*DATASET EXTRACT*
_ _ _ _

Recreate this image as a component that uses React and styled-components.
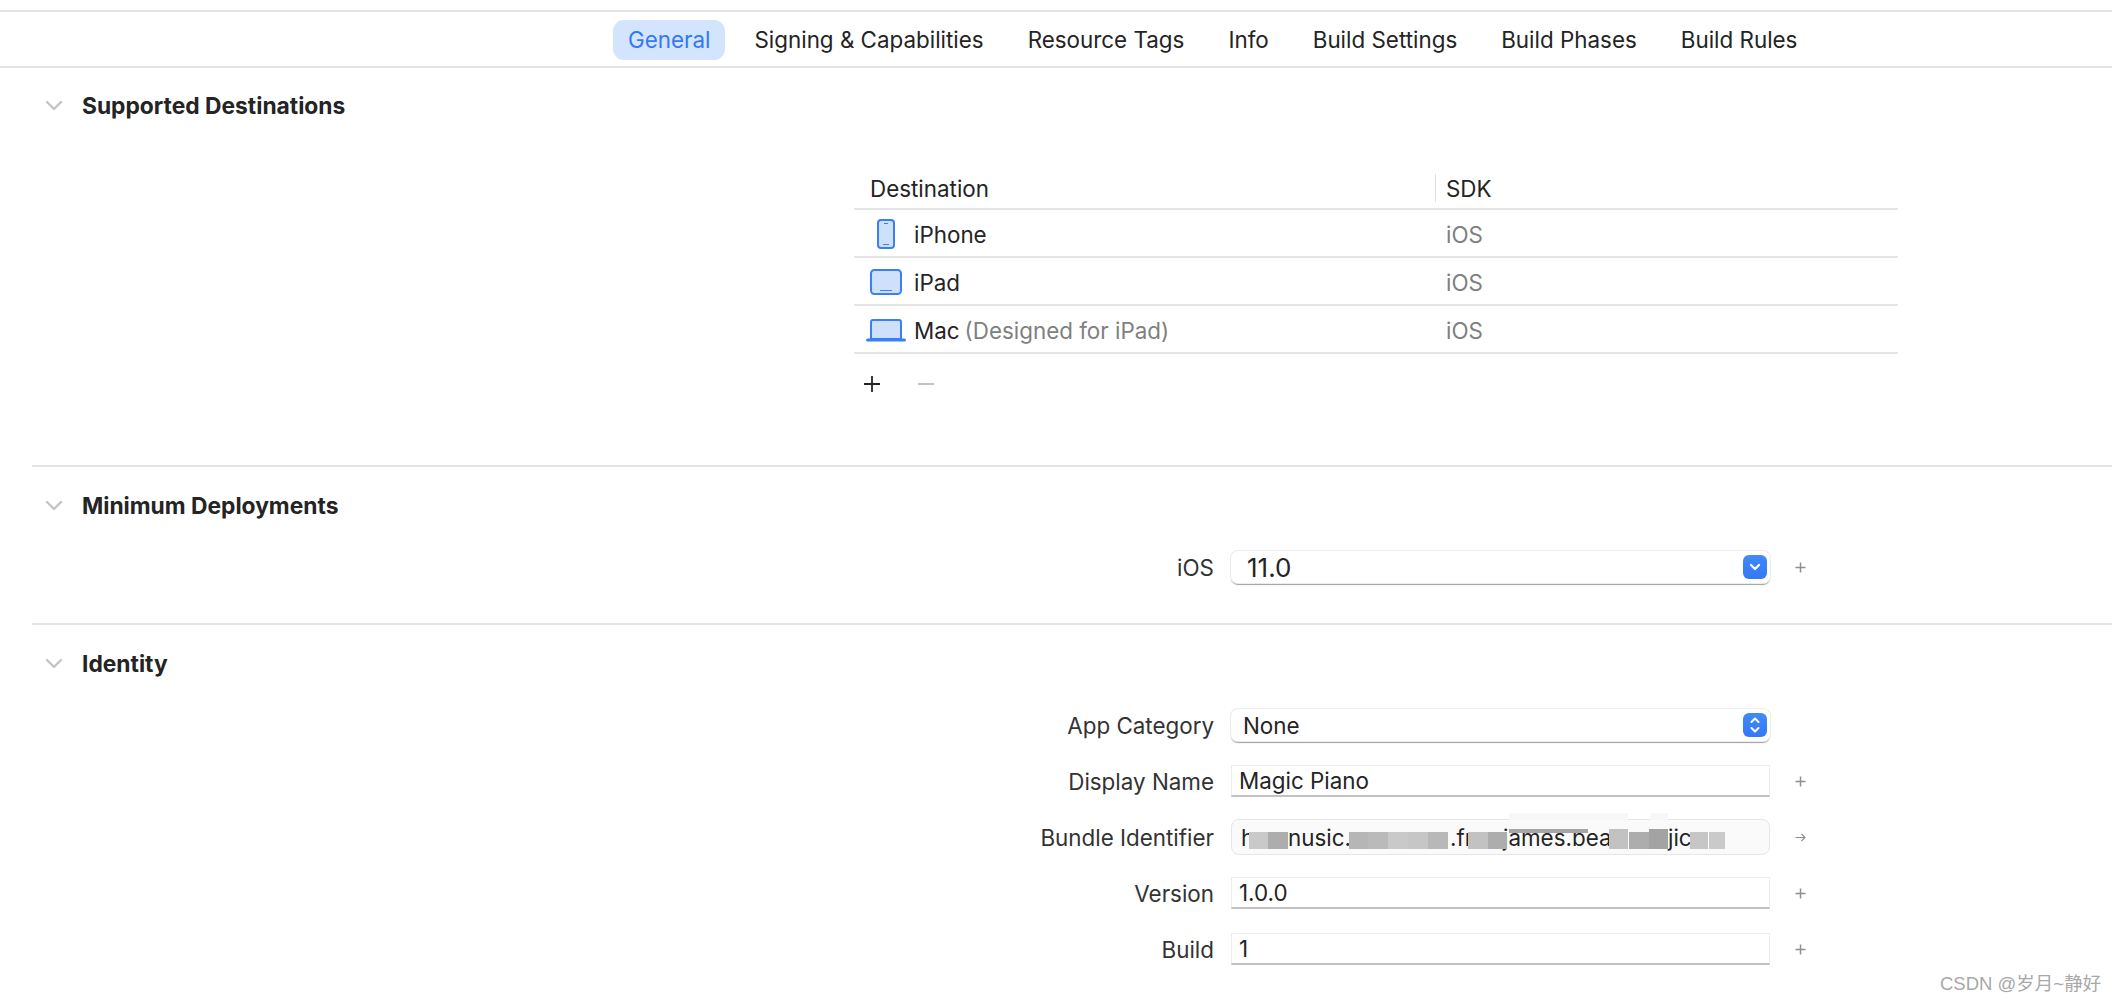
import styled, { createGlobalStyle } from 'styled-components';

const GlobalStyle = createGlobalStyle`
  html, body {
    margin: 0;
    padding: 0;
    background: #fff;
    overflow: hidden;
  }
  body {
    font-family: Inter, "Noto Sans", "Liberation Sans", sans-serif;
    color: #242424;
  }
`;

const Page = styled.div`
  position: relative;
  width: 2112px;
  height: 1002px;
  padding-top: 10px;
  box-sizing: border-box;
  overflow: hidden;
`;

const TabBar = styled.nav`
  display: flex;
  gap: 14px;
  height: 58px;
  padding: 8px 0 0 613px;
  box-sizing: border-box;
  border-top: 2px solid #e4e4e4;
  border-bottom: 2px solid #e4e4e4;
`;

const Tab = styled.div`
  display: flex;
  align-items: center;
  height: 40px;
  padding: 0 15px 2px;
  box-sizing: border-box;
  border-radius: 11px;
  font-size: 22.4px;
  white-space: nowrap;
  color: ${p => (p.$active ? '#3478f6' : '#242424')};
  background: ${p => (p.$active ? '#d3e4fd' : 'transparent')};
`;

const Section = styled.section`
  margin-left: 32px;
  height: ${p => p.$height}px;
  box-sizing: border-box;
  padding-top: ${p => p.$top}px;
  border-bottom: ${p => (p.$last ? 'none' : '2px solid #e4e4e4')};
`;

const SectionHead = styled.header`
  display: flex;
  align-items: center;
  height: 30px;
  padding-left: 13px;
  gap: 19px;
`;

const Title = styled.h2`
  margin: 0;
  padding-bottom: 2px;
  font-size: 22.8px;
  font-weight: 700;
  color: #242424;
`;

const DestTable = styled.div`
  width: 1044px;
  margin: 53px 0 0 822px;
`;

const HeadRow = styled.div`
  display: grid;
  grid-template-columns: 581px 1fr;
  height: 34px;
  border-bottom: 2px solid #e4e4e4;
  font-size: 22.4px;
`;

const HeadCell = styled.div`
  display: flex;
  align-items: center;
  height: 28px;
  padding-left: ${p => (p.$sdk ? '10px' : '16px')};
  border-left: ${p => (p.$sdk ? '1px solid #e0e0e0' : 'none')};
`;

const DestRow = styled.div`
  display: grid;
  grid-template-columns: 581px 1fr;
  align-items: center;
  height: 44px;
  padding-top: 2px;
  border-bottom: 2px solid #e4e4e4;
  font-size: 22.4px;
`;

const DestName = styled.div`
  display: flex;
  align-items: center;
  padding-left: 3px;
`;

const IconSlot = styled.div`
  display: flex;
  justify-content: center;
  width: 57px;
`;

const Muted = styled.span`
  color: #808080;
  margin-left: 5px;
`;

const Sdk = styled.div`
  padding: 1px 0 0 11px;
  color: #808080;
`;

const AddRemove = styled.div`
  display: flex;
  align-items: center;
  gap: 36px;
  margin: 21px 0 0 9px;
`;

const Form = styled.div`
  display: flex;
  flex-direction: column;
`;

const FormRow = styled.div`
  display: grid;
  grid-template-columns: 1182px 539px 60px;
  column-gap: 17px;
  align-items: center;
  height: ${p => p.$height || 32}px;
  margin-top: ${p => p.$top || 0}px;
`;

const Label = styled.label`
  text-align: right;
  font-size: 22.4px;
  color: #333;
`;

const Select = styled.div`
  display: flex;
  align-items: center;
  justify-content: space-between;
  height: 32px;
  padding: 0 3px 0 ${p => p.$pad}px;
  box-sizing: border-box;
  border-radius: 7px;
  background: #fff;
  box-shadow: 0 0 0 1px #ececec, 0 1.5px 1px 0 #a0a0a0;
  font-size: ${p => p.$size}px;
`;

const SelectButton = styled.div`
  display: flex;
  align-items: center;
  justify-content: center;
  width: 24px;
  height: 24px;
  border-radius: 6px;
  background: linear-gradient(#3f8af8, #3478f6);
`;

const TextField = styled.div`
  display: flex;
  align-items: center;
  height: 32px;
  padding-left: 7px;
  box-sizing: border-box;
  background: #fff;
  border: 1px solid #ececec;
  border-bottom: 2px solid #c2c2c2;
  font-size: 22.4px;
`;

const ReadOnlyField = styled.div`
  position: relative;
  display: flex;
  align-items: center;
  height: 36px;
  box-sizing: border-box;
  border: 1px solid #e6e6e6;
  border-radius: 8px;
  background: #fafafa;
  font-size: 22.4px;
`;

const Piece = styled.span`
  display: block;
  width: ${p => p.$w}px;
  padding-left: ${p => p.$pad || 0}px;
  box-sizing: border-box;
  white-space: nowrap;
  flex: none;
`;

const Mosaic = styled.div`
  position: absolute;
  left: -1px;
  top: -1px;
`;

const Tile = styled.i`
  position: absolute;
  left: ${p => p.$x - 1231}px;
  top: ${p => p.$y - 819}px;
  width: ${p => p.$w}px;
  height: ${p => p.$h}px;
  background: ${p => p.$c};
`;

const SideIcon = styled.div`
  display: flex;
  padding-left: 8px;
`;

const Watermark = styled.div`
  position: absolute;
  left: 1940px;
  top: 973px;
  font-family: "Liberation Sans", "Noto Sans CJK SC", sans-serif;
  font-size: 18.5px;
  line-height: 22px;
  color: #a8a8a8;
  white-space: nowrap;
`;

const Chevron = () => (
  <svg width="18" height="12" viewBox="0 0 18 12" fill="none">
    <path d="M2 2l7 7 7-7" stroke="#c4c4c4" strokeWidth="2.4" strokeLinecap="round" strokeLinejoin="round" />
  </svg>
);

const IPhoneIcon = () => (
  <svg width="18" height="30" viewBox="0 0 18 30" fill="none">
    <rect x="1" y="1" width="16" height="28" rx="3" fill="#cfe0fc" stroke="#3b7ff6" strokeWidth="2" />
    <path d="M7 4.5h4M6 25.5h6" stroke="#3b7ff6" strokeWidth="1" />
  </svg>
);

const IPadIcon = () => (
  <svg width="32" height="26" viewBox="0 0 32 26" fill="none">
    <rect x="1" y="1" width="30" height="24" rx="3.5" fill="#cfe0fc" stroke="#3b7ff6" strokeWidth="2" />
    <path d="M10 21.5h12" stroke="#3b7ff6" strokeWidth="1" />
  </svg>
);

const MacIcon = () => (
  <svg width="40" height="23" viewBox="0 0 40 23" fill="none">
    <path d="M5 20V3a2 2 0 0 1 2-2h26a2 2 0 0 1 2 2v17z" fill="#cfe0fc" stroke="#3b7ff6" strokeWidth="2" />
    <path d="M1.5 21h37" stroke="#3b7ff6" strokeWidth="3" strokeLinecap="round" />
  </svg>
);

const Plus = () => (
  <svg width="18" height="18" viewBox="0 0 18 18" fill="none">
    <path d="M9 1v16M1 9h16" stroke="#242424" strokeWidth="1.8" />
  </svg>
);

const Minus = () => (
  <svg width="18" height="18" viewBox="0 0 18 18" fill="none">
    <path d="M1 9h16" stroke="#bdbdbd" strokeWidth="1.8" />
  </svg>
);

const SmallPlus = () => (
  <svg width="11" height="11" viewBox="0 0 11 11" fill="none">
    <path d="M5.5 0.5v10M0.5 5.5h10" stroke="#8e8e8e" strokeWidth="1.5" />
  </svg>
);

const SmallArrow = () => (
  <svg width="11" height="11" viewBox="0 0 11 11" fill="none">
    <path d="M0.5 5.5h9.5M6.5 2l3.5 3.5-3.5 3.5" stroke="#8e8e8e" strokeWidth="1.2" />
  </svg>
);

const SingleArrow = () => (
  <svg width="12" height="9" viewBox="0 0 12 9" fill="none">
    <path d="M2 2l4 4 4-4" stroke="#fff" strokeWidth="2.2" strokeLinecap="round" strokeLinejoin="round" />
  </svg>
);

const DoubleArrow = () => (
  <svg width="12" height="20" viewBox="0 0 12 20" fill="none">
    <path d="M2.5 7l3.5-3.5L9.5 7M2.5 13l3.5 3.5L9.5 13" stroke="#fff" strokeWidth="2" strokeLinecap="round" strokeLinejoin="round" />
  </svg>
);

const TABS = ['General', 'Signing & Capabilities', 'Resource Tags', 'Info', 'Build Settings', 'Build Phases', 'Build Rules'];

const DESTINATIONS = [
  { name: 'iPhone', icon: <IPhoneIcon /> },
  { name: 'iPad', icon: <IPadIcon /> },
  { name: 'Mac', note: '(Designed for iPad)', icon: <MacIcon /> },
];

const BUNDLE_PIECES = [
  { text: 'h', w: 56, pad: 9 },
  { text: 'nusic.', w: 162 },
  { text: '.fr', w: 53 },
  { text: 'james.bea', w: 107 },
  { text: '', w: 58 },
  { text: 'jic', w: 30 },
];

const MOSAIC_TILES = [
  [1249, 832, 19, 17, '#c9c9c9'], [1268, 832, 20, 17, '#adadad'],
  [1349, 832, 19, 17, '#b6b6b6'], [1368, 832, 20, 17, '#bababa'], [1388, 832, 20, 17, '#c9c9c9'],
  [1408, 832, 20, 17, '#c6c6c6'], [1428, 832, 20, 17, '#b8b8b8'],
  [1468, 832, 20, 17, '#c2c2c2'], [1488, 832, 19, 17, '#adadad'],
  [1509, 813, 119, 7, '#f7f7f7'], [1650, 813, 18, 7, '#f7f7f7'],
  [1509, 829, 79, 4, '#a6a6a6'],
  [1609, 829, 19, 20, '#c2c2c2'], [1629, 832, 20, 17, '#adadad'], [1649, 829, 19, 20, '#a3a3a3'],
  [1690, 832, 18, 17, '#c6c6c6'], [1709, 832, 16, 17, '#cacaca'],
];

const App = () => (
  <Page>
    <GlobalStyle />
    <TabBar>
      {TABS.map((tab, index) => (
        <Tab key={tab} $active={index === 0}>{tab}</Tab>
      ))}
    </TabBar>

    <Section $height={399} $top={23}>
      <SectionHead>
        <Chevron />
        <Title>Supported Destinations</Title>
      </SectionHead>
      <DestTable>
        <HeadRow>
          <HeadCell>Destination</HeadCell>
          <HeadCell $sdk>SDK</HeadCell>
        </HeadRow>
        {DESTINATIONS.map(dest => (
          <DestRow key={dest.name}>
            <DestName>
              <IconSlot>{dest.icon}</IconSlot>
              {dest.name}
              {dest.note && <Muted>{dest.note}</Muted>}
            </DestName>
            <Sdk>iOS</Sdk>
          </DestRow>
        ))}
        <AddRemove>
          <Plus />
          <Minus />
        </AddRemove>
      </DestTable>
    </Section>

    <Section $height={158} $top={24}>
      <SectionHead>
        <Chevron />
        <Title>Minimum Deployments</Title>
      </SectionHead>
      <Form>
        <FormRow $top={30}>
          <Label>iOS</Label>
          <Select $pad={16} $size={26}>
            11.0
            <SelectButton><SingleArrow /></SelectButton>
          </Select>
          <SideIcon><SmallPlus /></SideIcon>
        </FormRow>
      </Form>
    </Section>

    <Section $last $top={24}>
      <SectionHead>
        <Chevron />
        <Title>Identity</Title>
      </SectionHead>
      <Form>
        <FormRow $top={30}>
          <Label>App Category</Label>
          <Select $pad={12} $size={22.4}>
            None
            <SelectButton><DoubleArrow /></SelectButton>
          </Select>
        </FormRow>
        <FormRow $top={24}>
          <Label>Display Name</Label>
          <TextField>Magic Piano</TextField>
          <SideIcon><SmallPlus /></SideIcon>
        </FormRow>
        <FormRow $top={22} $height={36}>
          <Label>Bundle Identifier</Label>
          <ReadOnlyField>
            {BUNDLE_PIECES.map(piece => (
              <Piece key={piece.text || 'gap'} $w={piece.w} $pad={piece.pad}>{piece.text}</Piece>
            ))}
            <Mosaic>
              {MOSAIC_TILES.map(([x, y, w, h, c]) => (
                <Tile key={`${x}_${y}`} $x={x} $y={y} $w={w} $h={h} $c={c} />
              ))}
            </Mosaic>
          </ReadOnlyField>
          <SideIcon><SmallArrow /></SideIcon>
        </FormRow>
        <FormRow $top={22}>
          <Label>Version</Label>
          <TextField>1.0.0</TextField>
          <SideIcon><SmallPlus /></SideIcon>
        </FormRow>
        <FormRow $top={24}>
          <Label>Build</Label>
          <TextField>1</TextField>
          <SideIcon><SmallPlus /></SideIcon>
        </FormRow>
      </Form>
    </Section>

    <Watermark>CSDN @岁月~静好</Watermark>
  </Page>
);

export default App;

_ _ _ _

*TASK INSTRUCTIONS*
Using the listing, collect all lines in which the string "components" is found.

*EXPECTED OUTPUT*
Recreate this image as a component that uses React and styled-components.
import styled, { createGlobalStyle } from 'styled-components';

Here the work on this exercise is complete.